May 08, 20253 min read

Welcome back to the Thursday Strategy Notes Newsletter!

Personal story: one pragmatic decision, for once, please.

I was 20, halfway through a History degree, and it wasn’t going well.

All I’d done up to that point was follow my passion.

And there I was—the most unhappy I’d ever been.

I needed to switch majors.

I needed a new plan.

But what are the odds that the same mindset that dug this hole would get me out?

Because I was reading literature all the time to avoid doing school assignment, I was considering studying Russian, or German.

In the middle of all that confusion...

My common sense kicked the door down and gave it to me straight:

“For once in your damn life, make a pragmatic decision.”

My life was going downhill.

My potential was just a mirage.

Time to get practical and learn some apocalypse skills:

Like English.

For my adolescent brain that was very uncool, too mainstream.

But I heard the voice.

I couldn’t be experimental all the time.

If you don’t know what to do, grab that vine of certainty.

Something tried and tested for once.

The voice was right.

That gave me everything.

It was like having Wi-Fi when everyone else was still on fax machines.

A sixth sense.

A cheat code for life.

Friends, relationships, adventures, hobbies, a bit more finaces...

It's all downstream from that one uncool pragmatic decision.

...

Years later, I found something even more mainstream.

Even more uncool:

Internet marketing.

People have strong feelings about marketing.

It's the ultimate uncool thing. Its job is to take things out of obscurity and put them on the main road.

But hey—if you’re thinking in adolescent terms, here’s another one for you:

You can be cool when you’re dead.

Before that comes, I want agency, autonomy, optionality and security.

The fact is, without internet marketing, people are painfully vulnerable.

Watch Black Mirror, season 7, the episode “Common People.”

That’s what happens when you don’t know how to market and sell your services.

I think you only need 3–4 big pragmatic decisions in your life.

Then, by all means—be romantic and idealistic. Be an explorer.

Go experimental all you want.

Don't you agree with that?

That's my little story about getting out of the woods.

Strategy Note 3:

The low hanging fruit that is so low you can't see.

Some of you already know this.

Some of you don’t.

I've seen it.

When you're writing copy—

You're not writing to pass an exam.

You’re writing to capture attention and sell.

That’s the whole job.

Here's the worst thing you can do:

BLOCKS. CHUNKS. UGLY WALLS OF TEXT.

It hurts the eye.

It offends the eye.

It's self-sabotage.

Use your spacebar.

Use the Enter key.

Let your text breathe.

You don't have to pay extra, it's not paper.
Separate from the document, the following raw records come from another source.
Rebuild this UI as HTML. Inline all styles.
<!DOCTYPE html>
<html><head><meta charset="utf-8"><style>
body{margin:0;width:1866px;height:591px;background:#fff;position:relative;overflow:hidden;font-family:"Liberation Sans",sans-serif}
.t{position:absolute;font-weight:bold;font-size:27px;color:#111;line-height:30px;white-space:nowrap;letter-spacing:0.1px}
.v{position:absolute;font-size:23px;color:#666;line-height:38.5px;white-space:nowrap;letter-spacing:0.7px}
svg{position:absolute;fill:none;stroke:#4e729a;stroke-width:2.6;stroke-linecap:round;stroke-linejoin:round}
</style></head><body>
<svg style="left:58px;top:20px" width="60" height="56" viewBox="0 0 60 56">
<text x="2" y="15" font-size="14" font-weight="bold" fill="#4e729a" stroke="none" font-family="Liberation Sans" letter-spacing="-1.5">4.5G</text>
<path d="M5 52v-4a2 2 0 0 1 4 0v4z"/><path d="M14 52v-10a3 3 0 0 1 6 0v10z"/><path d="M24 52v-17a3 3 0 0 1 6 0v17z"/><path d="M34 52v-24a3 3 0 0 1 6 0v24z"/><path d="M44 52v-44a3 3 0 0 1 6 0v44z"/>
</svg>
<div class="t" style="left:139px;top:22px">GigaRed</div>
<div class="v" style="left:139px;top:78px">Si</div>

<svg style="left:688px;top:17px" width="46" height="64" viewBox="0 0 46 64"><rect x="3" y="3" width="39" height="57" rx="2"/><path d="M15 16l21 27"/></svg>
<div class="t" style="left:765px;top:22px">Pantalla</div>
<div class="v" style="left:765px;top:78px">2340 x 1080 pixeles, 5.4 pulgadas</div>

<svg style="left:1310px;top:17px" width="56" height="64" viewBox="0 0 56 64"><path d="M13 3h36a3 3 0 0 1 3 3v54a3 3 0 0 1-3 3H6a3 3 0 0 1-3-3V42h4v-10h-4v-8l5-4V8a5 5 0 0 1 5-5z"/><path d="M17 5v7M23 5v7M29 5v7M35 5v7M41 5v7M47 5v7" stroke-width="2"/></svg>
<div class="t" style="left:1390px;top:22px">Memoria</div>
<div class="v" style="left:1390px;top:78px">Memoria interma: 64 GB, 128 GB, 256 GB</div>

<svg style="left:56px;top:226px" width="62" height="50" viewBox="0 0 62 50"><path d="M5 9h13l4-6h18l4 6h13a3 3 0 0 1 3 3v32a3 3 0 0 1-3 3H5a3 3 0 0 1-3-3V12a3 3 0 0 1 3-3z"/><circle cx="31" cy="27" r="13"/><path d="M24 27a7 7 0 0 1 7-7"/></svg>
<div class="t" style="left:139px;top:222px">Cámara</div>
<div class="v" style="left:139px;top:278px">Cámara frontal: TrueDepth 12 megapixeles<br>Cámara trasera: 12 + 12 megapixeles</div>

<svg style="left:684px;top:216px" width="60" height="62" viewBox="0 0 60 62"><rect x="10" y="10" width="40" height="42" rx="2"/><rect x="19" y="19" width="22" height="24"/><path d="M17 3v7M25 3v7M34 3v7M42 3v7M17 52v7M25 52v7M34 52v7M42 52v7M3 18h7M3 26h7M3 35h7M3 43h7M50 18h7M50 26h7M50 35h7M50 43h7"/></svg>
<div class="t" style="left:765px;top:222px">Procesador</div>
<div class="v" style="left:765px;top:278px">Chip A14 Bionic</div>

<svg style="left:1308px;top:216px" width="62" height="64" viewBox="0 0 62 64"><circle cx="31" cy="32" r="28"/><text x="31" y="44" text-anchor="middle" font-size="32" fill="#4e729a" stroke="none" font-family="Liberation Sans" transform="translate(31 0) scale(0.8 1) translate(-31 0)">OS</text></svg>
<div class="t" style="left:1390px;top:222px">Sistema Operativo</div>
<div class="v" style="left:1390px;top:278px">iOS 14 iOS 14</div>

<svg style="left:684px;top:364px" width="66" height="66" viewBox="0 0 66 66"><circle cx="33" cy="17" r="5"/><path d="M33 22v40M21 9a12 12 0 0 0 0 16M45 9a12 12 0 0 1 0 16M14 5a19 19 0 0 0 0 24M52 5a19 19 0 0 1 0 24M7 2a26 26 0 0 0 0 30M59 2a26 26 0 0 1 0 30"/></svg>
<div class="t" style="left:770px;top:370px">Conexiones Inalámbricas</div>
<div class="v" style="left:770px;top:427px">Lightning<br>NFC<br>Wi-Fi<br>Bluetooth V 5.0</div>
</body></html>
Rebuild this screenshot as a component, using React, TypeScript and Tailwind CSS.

Forget everything you learned about paragraphs.

Paragraphing is not the boss of you.

Go further, break a sentence in

the middle just for fun.

Once you get jiggy with the spacebar and Enter key...

Hold your iPad up like you’re admiring a Monet, and contemplate the layout of the lines of text.

Does it look like the heartbeat graph of a dying rat?

Like a bombed-out Soviet building?

Or the silhouette of the Italian Alps under moonlight?

Writing is a visual art. You are looking at it now.

If your text looks like a pile of garbage...

I’m not excited to see what your idea is.

Before you learn all the rest about copywriting—

Hypnotizing hooks, and psychological pressure points.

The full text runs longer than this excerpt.